3. Sensitizing troponin-C to the effects of calcium.
4. Phosphorylating L-type calcium channels. This will increase their permeability to calcium, allowing more calcium into the myocyte cells, increasing contractility.
5. An abrupt increase in afterload enhances myocardial contractility and prolongs systolic ejection time through the Anrep effect. This response involves a two-phase recruitment of myosin from resting states to contraction-ready configurations, boosting the heart's contractile force.
6. An increase in heart rate also stimulates inotropy (Bowditch effect; treppe; frequency-dependent inotropy). This is probably due to the inability of Na^{+}/K^{+}-ATPase to keep up with the sodium influx at the higher frequency of action potentials at elevated heart rates
7. Drugs. Drugs like digitalis can act as a positive inotropic agent by inhibiting the Na^{+}/K^{+} pump. High Na^{+} concentration gradient is necessary to pump out sarcoplasmic calcium via the Na^{+}/Ca^{++} antiporter. Inhibition of the Na^{+}/K^{+} causes extra sodium to accumulate inside the cell. The buildup the Na^{+} concentration inside the cell will cause the gradient from inside the cell to the outside of the cell to decrease slightly. This action will make it more difficult for calcium to leave the cell via the Na^{+}/Ca^{++} antiporter.
8. Increase the amount of calcium in the sarcoplasm. More calcium available for Troponin to use will increase the force developed.

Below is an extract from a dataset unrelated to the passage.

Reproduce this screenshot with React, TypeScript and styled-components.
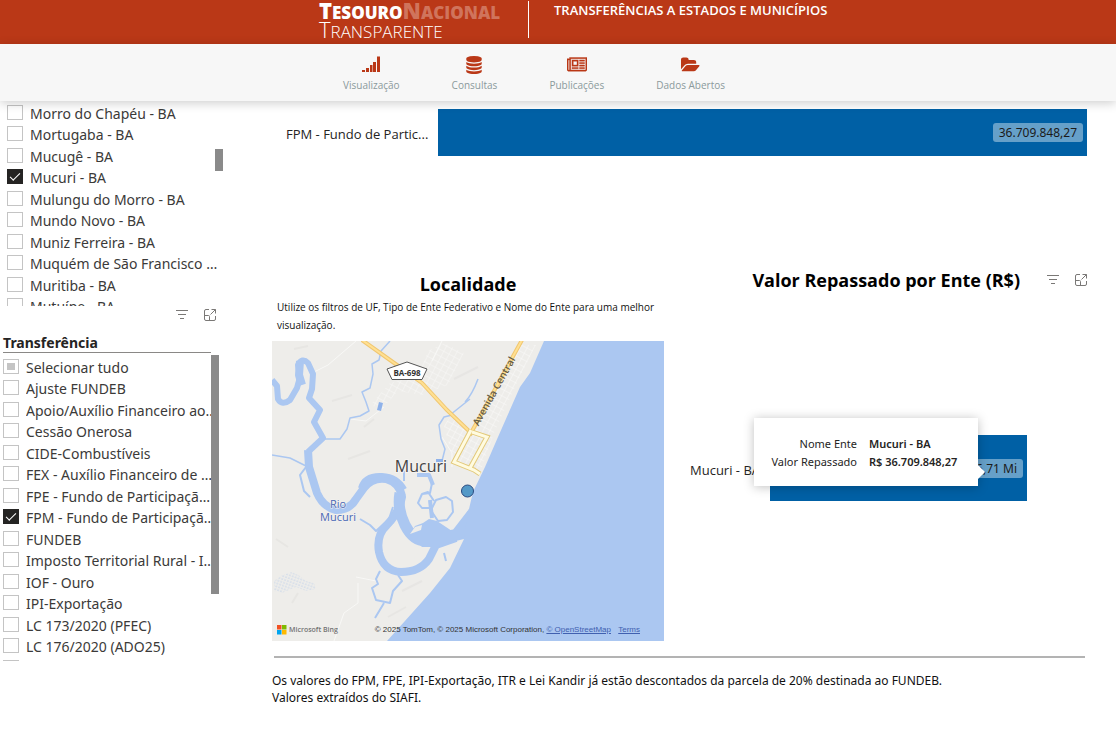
import React from "react";
import styled, { createGlobalStyle } from "styled-components";

const GlobalStyle = createGlobalStyle`
  *, *::before, *::after { box-sizing: border-box; }
  body {
    margin: 0;
    background: #fff;
    color: #252423;
    font-family: "Noto Sans", "Open Sans", sans-serif;
    font-size: 14px;
  }
  h1, h2, h3, p, dl, dd, dt { margin: 0; }
  button { border: 0; padding: 0; background: none; cursor: pointer; }
`;

const Header = styled.header`
  display: flex;
  align-items: flex-start;
  height: 44px;
  padding-left: 319px;
  background: #ba3817;
  color: #fff;
  font-family: "Open Sans", sans-serif;
`;

const Logo = styled.a`
  display: flex;
  flex-direction: column;
  width: 210px;
  height: 37px;
  margin-top: 1px;
  border-right: 1px solid #fff;
  color: #fff;
  text-decoration: none;
  text-transform: uppercase;
  white-space: nowrap;
`;

const LogoLine = styled.span<{ $light?: boolean }>`
  height: 19px;
  font-size: 17px;
  font-weight: ${(p) => (p.$light ? 300 : 800)};
  line-height: 18px;
`;

const LogoFaded = styled.span`
  color: #d0745c;
`;

const Initial = styled.span`
  font-size: 22px;
`;

const PageTitle = styled.h1`
  margin-left: 25px;
  font-size: 13px;
  font-weight: 600;
  line-height: 20px;
  text-transform: uppercase;
  white-space: nowrap;
`;

const Nav = styled.nav`
  position: relative;
  z-index: 2;
  display: flex;
  gap: 52px;
  height: 57px;
  padding: 12px 0 0 343px;
  background: #f7f7f7;
  box-shadow: 0 2px 10px rgba(0, 0, 0, 0.2);
  font-family: "Open Sans", sans-serif;
`;

const NavLink = styled.a`
  display: flex;
  flex-direction: column;
  align-items: center;
  gap: 3px;
  color: #8b9a9c;
  font-size: 10px;
  line-height: 16px;
  text-decoration: none;
  white-space: nowrap;
  svg { display: block; height: 18px; fill: #ba3817; }
`;

const Page = styled.div`
  display: flex;
  align-items: flex-start;
`;

const Sidebar = styled.aside`
  flex: 0 0 240px;
  padding-top: 1px;
`;

const FilterList = styled.fieldset<{ $indent: number; $top: number; $visible: number }>`
  position: relative;
  display: grid;
  grid-auto-rows: 21px 22px;
  align-items: start;
  min-width: 0;
  width: 224px;
  max-height: ${(p) => p.$visible}px;
  margin: 0;
  padding: ${(p) => p.$top}px 0 0 ${(p) => p.$indent}px;
  border: 0;
  overflow: hidden;
`;

const Option = styled.label`
  display: flex;
  align-items: center;
  gap: 7px;
  width: 214px;
  height: 21px;
  color: #3b3a39;
`;

const OptionText = styled.span`
  flex: 1;
  min-width: 0;
  line-height: 21px;
  padding-top: 1px;
  overflow: hidden;
  text-overflow: ellipsis;
  white-space: nowrap;
`;

const Tick = styled.input<{ $partial?: boolean }>`
  appearance: none;
  flex: none;
  width: 16px;
  height: 15px;
  margin: 0;
  border: 1px solid #c4c4c4;
  background: ${(p) =>
    p.$partial ? "linear-gradient(#c4c4c4, #c4c4c4) center / 8px 7px no-repeat #fff" : "#fff"};
  &:checked {
    display: grid;
    place-items: center;
    border-color: #252423;
    background: #252423;
  }
  &:checked::before {
    content: "";
    width: 10px;
    height: 5px;
    border: solid #fff;
    border-width: 0 0 1px 1px;
    transform: translateY(-1px) rotate(-45deg);
  }
`;

const Thumb = styled.span<{ $left: number; $top: number; $size: number }>`
  position: absolute;
  left: ${(p) => p.$left}px;
  top: ${(p) => p.$top}px;
  width: 8px;
  height: ${(p) => p.$size}px;
  background: #8a8a8a;
`;

const Tools = styled.div`
  display: flex;
  gap: 14px;
  button { width: 14px; height: 14px; }
  svg { display: block; fill: none; stroke: #7a7876; }
`;

const SidebarTools = styled(Tools)`
  padding: 2px 0 0 175px;
`;

const FilterTitle = styled.h2`
  width: 208px;
  margin: 12px 0 0 3px;
  border-bottom: 1px solid #8a8886;
  font-size: 14px;
  font-weight: 700;
  line-height: 18px;
`;

const Main = styled.main`
  flex: 1;
  min-width: 0;
  padding: 8px 27px 0 32px;
`;

const BarRow = styled.div`
  display: flex;
  align-items: center;
  padding: 0 2px 0 14px;
`;

const BarLabel = styled.span<{ $width: number }>`
  flex: none;
  width: ${(p) => p.$width}px;
  padding-top: 3px;
  font-family: "Open Sans", sans-serif;
  font-size: 13px;
  line-height: 18px;
  white-space: nowrap;
`;

const Bar = styled.div<{ $height: number }>`
  flex: 1;
  display: flex;
  align-items: center;
  justify-content: flex-end;
  height: ${(p) => p.$height}px;
  padding-right: 4px;
  background: #0060a5;
`;

const BarValue = styled.span`
  padding: 0 6px;
  border-radius: 3px;
  background: #66a0c9;
  color: #1b1a19;
  font-size: 12px;
  line-height: 19px;
`;

const Panels = styled.div`
  display: grid;
  grid-template-columns: 392px minmax(0, 1fr);
  gap: 26px;
  margin-top: 110px;
`;

const MapPanel = styled.section`
  padding-top: 4px;
`;

const PanelTitle = styled.h2`
  color: #000;
  font-family: "Open Sans", sans-serif;
  font-size: 18px;
  font-weight: 700;
  line-height: 28px;
  text-align: center;
  white-space: nowrap;
`;

const MapNote = styled.p`
  padding: 0 5px;
  margin-bottom: 7px;
  color: #111;
  font-family: "Open Sans", sans-serif;
  font-size: 10px;
  line-height: 18px;
`;

const MapFrame = styled.div`
  position: relative;
  height: 300px;
  overflow: hidden;
  background: #abc7f1;
  > svg { display: block; width: 100%; height: 100%; }
`;

const MapCredits = styled.div`
  position: absolute;
  left: 5px;
  right: 24px;
  bottom: 5px;
  display: flex;
  align-items: center;
  justify-content: space-between;
  color: #333;
  font-family: "Liberation Sans", Arial, sans-serif;
  font-size: 8px;
  line-height: 12px;
  white-space: nowrap;
  a { color: #4060b0; }
  a + a { margin-left: 5px; }
`;

const Bing = styled.span`
  display: flex;
  align-items: center;
  gap: 2px;
  color: #737373;
  font-family: "Open Sans", sans-serif;
  font-size: 7px;
  font-weight: 600;
`;

const ValueHead = styled.div`
  display: flex;
  align-items: center;
  justify-content: flex-end;
  gap: 26px;
  padding-right: 1px;
`;

const ValueChart = styled.div`
  position: relative;
  display: flex;
  align-items: center;
  margin-top: 141px;
  padding-right: 62px;
`;

const Tooltip = styled.dl`
  position: absolute;
  top: -17px;
  right: 111px;
  display: grid;
  grid-template-columns: 1fr 92px;
  column-gap: 12px;
  width: 224px;
  padding: 17px 17px 15px 12px;
  background: #fff;
  box-shadow: 0 1px 10px rgba(0, 0, 0, 0.25);
  font-size: 11px;
  line-height: 18px;
  white-space: nowrap;
  dt { text-align: right; }
  dd { font-weight: 600; }
  &::after {
    content: "";
    position: absolute;
    right: -7px;
    bottom: 7px;
    border: 7px solid transparent;
    border-left-color: #fff;
    border-right: 0;
  }
`;

const Footnote = styled.footer`
  margin: 15px 4px 0 0;
  color: #111;
  font-size: 12px;
  line-height: 17px;
  hr { height: 2px; margin: 0 0 14px 2px; border: 0; background: #b3b3b3; }
`;

const cities = [
  "Morro do Chapéu - BA",
  "Mortugaba - BA",
  "Mucugê - BA",
  "Mucuri - BA",
  "Mulungu do Morro - BA",
  "Mundo Novo - BA",
  "Muniz Ferreira - BA",
  "Muquém de São Francisco - BA",
  "Muritiba - BA",
  "Mutuípe - BA",
];

const transfers = [
  "Selecionar tudo",
  "Ajuste FUNDEB",
  "Apoio/Auxílio Financeiro aos Estados",
  "Cessão Onerosa",
  "CIDE-Combustíveis",
  "FEX - Auxílio Financeiro de Fomento",
  "FPE - Fundo de Participação dos Estados",
  "FPM - Fundo de Participação dos Municípios",
  "FUNDEB",
  "Imposto Territorial Rural - ITR",
  "IOF - Ouro",
  "IPI-Exportação",
  "LC 173/2020 (PFEC)",
  "LC 176/2020 (ADO25)",
  "Lei Kandir",
];

function VisualTools() {
  return (
    <>
      <button type="button" aria-label="Filtros">
        <svg width="14" height="14" viewBox="0 0 14 14">
          <path d="M1 2.500h12M3 6.500h8M5 10.500h4" />
        </svg>
      </button>
      <button type="button" aria-label="Modo de foco">
        <svg width="14" height="14" viewBox="0 0 14 14">
          <path d="M6 1.500H3Q1.500 1.500 1.500 3V11Q1.500 12.500 3 12.500H11Q12.500 12.500 12.500 11V8M8.500 1.500h4v4M12.500 1.500L7.500 6.500M1.500 7.500H5.500q1 0 1 1V12.500" />
        </svg>
      </button>
    </>
  );
}

function MapDrawing() {
  return (
    <svg viewBox="0 0 392 300" preserveAspectRatio="xMinYMin slice" role="img" aria-label="Mapa de Mucuri">
      <defs>
        <pattern id="marsh" width="3" height="3" patternUnits="userSpaceOnUse" patternTransform="rotate(20)">
          <circle cx="1" cy="1" r=".6" fill="#9dbce8" />
        </pattern>
        <pattern id="streets" width="6" height="6" patternUnits="userSpaceOnUse" patternTransform="rotate(28)">
          <path d="M0 0H6M0 0V6" stroke="#fff" strokeWidth="1" />
        </pattern>
      </defs>
      <rect width="392" height="300" fill="#abc7f1" />
      <path d="M0 0H272L258 32L248 46L226 96L213 126L201 151L197 168L188 184L180 190L184 200L192 198L178 227L158 252L115 300H0Z" fill="#eeedea" />
      <g fill="none" stroke="#e7e6e3" strokeWidth="2">
        <path d="M22 8l14-3M60 60l20-6M76 118l22-8M182 38l24-12M92 86l10-8M4 198l12 8M20 262l6-10M130 250l20-10M116 276l18-10" />
      </g>
      <path d="M156 10L172 2L192 12L176 44L150 54L126 50L110 68L98 64L118 42L146 34Z" fill="url(#streets)" opacity=".6" />
      <path d="M246 4H264L244 44L222 92L208 132L186 122L178 108L172 84L180 74L200 92L216 60Z" fill="url(#streets)" opacity=".7" />
      <g fill="none" stroke="#f8f8f6" strokeWidth="1">
        <path d="M84 0L56 24L40 32M86 242V262L72 272L62 300M84 236L104 240M78 78L94 80L112 66M170 96L180 112V126M160 20L170 0" />
      </g>
      <g fill="none" stroke="#abc7f1" strokeLinejoin="round">
        <path d="M118 0L109 10L107 19L100 23L101 33L98 47L90 51L94 61L97 70L88 75L78 77L75 88L68 98H51M198 58L178 74M180 74L172 76L167 84L169 98L173 108L170 120M0 114L18 117L34 125M206 38Q200 54 193 61" strokeWidth="1.500" />
        <path d="M0 39L5 45L6 58Q10 65 18 59L25 47L28 36L26 24Q30 16 36 22L41 33L40 48L37 57L48 69L42 81L51 97L36 111" strokeWidth="6" />
        <path d="M28 20L27 34L30 44" strokeWidth="8" />
        <path d="M36 109L37 126L45 152Q51 166 64 169Q78 169 84 158L92 147Q100 136 114 138Q128 142 130 156Q127 172 115 184Q104 194 107 211Q111 230 129 231Q148 231 157 218L164 204L184 197" strokeWidth="8" />
        <path d="M128 152Q125 168 133 184Q141 200 154 200L182 194" strokeWidth="11" />
        <path d="M34 126L28 134L32 150L38 156M132 140L132 130M145 133H156L160 142L158 152L150 153L146 162L150 167L160 167L164 159L174 156L180 160L181 171L175 179L166 180L160 171L159 166M162 180L160 186M150 153L156 151L162 160M88 178L98 184L104 190L117 178L121 166M108 230L104 238L106 243L100 247L104 259L118 262L121 250L130 240L126 234M112 262L103 277M172 212L174 220" strokeWidth="2" />
        <path d="M88 147Q92 133 110 134Q126 135 133 148M145 134L157 134L161 144M158 159L160 177" strokeWidth="4" />
      </g>
      <path d="M111 62L107 61L105 69L109 70ZM110 58L108 61M164 118h7v3h-7z" fill="#8fb2ea" />
      <path d="M138 193L143 185L151 182L157 178L165 180L180 190L197 168L192 196L166 206L150 206Z" fill="#abc7f1" />
      <path d="M138 193L143 186L150 184L149 189Z" fill="#eeedea" />
      <path d="M142 218L146 211L152 210L149 218L144 222Z" fill="#eeedea" />
      <path d="M2 240L10 234L20 231L28 235L34 240L42 242L44 248L34 250L24 246L10 252L2 250Z" fill="url(#marsh)" />
      <g fill="none">
        <path d="M90 -1L125 24L150 42L175 69L199 92L250 -1" stroke="#f0c670" strokeWidth="4" />
        <path d="M90 -1L125 24L150 42L175 69L199 92L250 -1" stroke="#ffe092" strokeWidth="2" />
        <path d="M199 89L182 121L202 129L208 133M200 91L215 96L198 127" stroke="#e3c979" strokeWidth="5" />
        <path d="M199 89L182 121L202 129L208 133M200 91L215 96L198 127" stroke="#fffbe0" strokeWidth="3" />
      </g>
      <path d="M115 28L135 21L155 28L150 38.500H120Z" fill="#fff" stroke="#555" />
      <g fontFamily="Open Sans, sans-serif" textAnchor="middle">
        <text x="135" y="35" fontSize="8" fontWeight="700" fill="#333">BA-698</text>
        <text x="149" y="131" fontSize="16" fill="#444" stroke="#f4f3f1" strokeWidth="2" paintOrder="stroke">Mucuri</text>
        <text fontSize="11" fill="#4a68b4" stroke="#f4f3f1" strokeWidth="1" paintOrder="stroke">
          <tspan x="66" y="167">Rio</tspan>
          <tspan x="66" y="180">Mucuri</tspan>
        </text>
        <text transform="translate(225 52) rotate(-61)" fontSize="10" fontWeight="600" fill="#625a45">Avenida Central</text>
      </g>
      <circle cx="195.500" cy="150" r="6" fill="#5499c7" stroke="#28487f" />
    </svg>
  );
}

export default function App() {
  return (
    <>
      <GlobalStyle />
      <Header>
        <Logo href="#inicio">
          <LogoLine>
            <Initial>T</Initial>esouro<LogoFaded><Initial>N</Initial>acional</LogoFaded>
          </LogoLine>
          <LogoLine $light><Initial>T</Initial>ransparente</LogoLine>
        </Logo>
        <PageTitle>Transferências a Estados e Municípios</PageTitle>
      </Header>
      <Nav>
        <NavLink href="#visualizacao">
          <svg width="18" viewBox="0 0 18 18">
            <path d="M0 14h3v2H0zM4 12h3v4H4zM8 9h2.500v7H8zM11 6h3v10h-3zM15 0.500h3v15.500h-3z" />
          </svg>
          Visualização
        </NavLink>
        <NavLink href="#consultas">
          <svg width="16" viewBox="0 0 1536 1792">
            <path d="M768 768q237 0 443-43t325-127v170q0 69-103 128t-280 93.500-385 34.500-385-34.500-280-93.500-103-128v-170q119 84 325 127t443 43zM768 1536q237 0 443-43t325-127v170q0 69-103 128t-280 93.500-385 34.500-385-34.500-280-93.500-103-128v-170q119 84 325 127t443 43zm0-384q237 0 443-43t325-127v170q0 69-103 128t-280 93.500-385 34.500-385-34.500-280-93.500-103-128v-170q119 84 325 127t443 43zM768 0q208 0 385 34.500t280 93.500 103 128v128q0 69-103 128t-280 93.500-385 34.500-385-34.500-280-93.500-103-128v-128q0-69 103-128t280-93.500 385-34.500z" />
          </svg>
          Consultas
        </NavLink>
        <NavLink href="#publicacoes">
          <svg width="20" viewBox="0 0 2048 1792">
            <path
              stroke="#ba3817"
              strokeWidth="40"
              d="M1024 512h-384v384h384v-384zm128 640v128h-640v-128h640zm0-768v640h-640v-640h640zm640 768v128h-512v-128h512zm0-256v128h-512v-128h512zm0-256v128h-512v-128h512zm0-256v128h-512v-128h512zm-1536 960v-960h-128v960q0 26 19 45t45 19 45-19 19-45zm1664 0v-1088h-1536v1088q0 33-11 64h1483q26 0 45-19t19-45zm128-1216v1216q0 80-56 136t-136 56h-1664q-80 0-136-56t-56-136v-1088h256v-128h1792z"
            />
          </svg>
          Publicações
        </NavLink>
        <NavLink href="#dados">
          <svg width="19" viewBox="0 0 1920 1792">
            <path d="M1879 952q0 31-31 66l-336 396q-43 51-120.500 86.500t-143.500 35.500h-1088q-34 0-60.500-13t-26.500-43q0-31 31-66l336-396q43-51 120.500-86.500t143.500-35.500h1088q34 0 60.500 13t26.500 43zm-343-344v160h-832q-94 0-197 47.500t-164 119.500l-337 396-5 6q0-4-.5-12.500t-.5-12.500v-960q0-92 66-158t158-66h320q92 0 158 66t66 158v32h544q92 0 158 66t66 158z" />
          </svg>
          Dados Abertos
        </NavLink>
      </Nav>
      <Page>
        <Sidebar>
          <FilterList $indent={7} $top={0} $visible={204} aria-label="Nome do Ente">
            {cities.map((name) => (
              <Option key={name}>
                <Tick type="checkbox" defaultChecked={name === "Mucuri - BA"} />
                <OptionText>{name}</OptionText>
              </Option>
            ))}
            <Thumb $left={215} $top={47} $size={22} />
          </FilterList>
          <SidebarTools>
            <VisualTools />
          </SidebarTools>
          <FilterTitle>Transferência</FilterTitle>
          <FilterList $indent={3} $top={3} $visible={308} aria-label="Transferência">
            {transfers.map((name, i) => (
              <Option key={name}>
                <Tick type="checkbox" $partial={i === 0} defaultChecked={name.startsWith("FPM")} />
                <OptionText>{name}</OptionText>
              </Option>
            ))}
            <Thumb $left={211} $top={2} $size={239} />
          </FilterList>
        </Sidebar>
        <Main>
          <BarRow>
            <BarLabel $width={152}>FPM - Fundo de Partic...</BarLabel>
            <Bar $height={47}>
              <BarValue>36.709.848,27</BarValue>
            </Bar>
          </BarRow>
          <Panels>
            <MapPanel>
              <PanelTitle>Localidade</PanelTitle>
              <MapNote>
                Utilize os filtros de UF, Tipo de Ente Federativo e Nome do Ente para uma melhor visualização.
              </MapNote>
              <MapFrame>
                <MapDrawing />
                <MapCredits>
                  <Bing>
                    <svg width="10" height="10" viewBox="0 0 10 10">
                      <path d="M0 0h4.500v4.500H0z" fill="#f25022" />
                      <path d="M5 0h4.500v4.500H5z" fill="#7fba00" />
                      <path d="M0 5h4.500v4.500H0z" fill="#00a4ef" />
                      <path d="M5 5h4.500v4.500H5z" fill="#ffb900" />
                    </svg>
                    Microsoft Bing
                  </Bing>
                  <span>
                    © 2025 TomTom, © 2025 Microsoft Corporation, <a href="#osm">© OpenStreetMap</a>{" "}
                    <a href="#terms">Terms</a>
                  </span>
                </MapCredits>
              </MapFrame>
            </MapPanel>
            <section>
              <ValueHead>
                <PanelTitle>Valor Repassado por Ente (R$)</PanelTitle>
                <Tools>
                  <VisualTools />
                </Tools>
              </ValueHead>
              <ValueChart>
                <BarLabel $width={80}>Mucuri - BA</BarLabel>
                <Bar $height={66}>
                  <BarValue>36,71 Mi</BarValue>
                </Bar>
                <Tooltip>
                  <dt>Nome Ente</dt>
                  <dd>Mucuri - BA</dd>
                  <dt>Valor Repassado</dt>
                  <dd>R$ 36.709.848,27</dd>
                </Tooltip>
              </ValueChart>
            </section>
          </Panels>
          <Footnote>
            <hr />
            <p>
              Os valores do FPM, FPE, IPI-Exportação, ITR e Lei Kandir já estão descontados da parcela de 20%
              destinada ao FUNDEB.
            </p>
            <p>Valores extraídos do SIAFI.</p>
          </Footnote>
        </Main>
      </Page>
    </>
  );
}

Decreasing contractility is done primarily by decreasing the influx of calcium or maintaining lower calcium levels in the cytosol of cardiac myocytes during an action potential. This is done by a number of mechanisms:

1. Parasympathetic activation.
2. If the heart is experiencing anoxia, hypercapnia (increased CO_{2}) or acidosis, the heart cells will enter a state of dysfunction and not work properly. Correct sarcomere crossbridges will not form the heart becomes less efficient (leading to myocardial failure).
3. Loss of parts of the myocardium. Heart attack can cause a section of the ventricular wall dies off, that portion cannot contract and there is less force developed during systole.

==Inotropy==
A measurable relative increase in contractility is a property of the myocardium similar to the term "inotropy". Contractility may be iatrogenically altered by the administration of inotropic agents. Drugs that positively render the effects of catecholamines such as norepinephrine and epinephrine that enhance contractility are considered to have a positive inotropic effect. The ancient herbal remedy digitalis appears to have both inotropic and chronotropic properties that have been recorded encyclopedically for centuries and it remains advantageous today.

==Model as a contributing factor==
Under one existing model , the five factors of myocardial performance are considered to be
- Heart rate
- Conduction velocity
- Preload
- Afterload
- Contractility

By this model, if myocardial performance changes while preload, afterload, heart rate, and conduction velocity are all held constant, then the change in performance must be due to a change in contractility. However, changes in contractility alone generally do not occur. Other examples:
- An increase in sympathetic stimulation to the heart increases contractility and heart rate.
- An increase in contractility tends to increase stroke volume and thus a secondary increase in preload.
- An increase in preload results in an increased force of contraction by Starling's law of the heart; this does not require a change in contractility.
- An increase in afterload will increase contractility (through the Anrep effect).
- An increase in heart rate will increase contractility (through the Bowditch effect).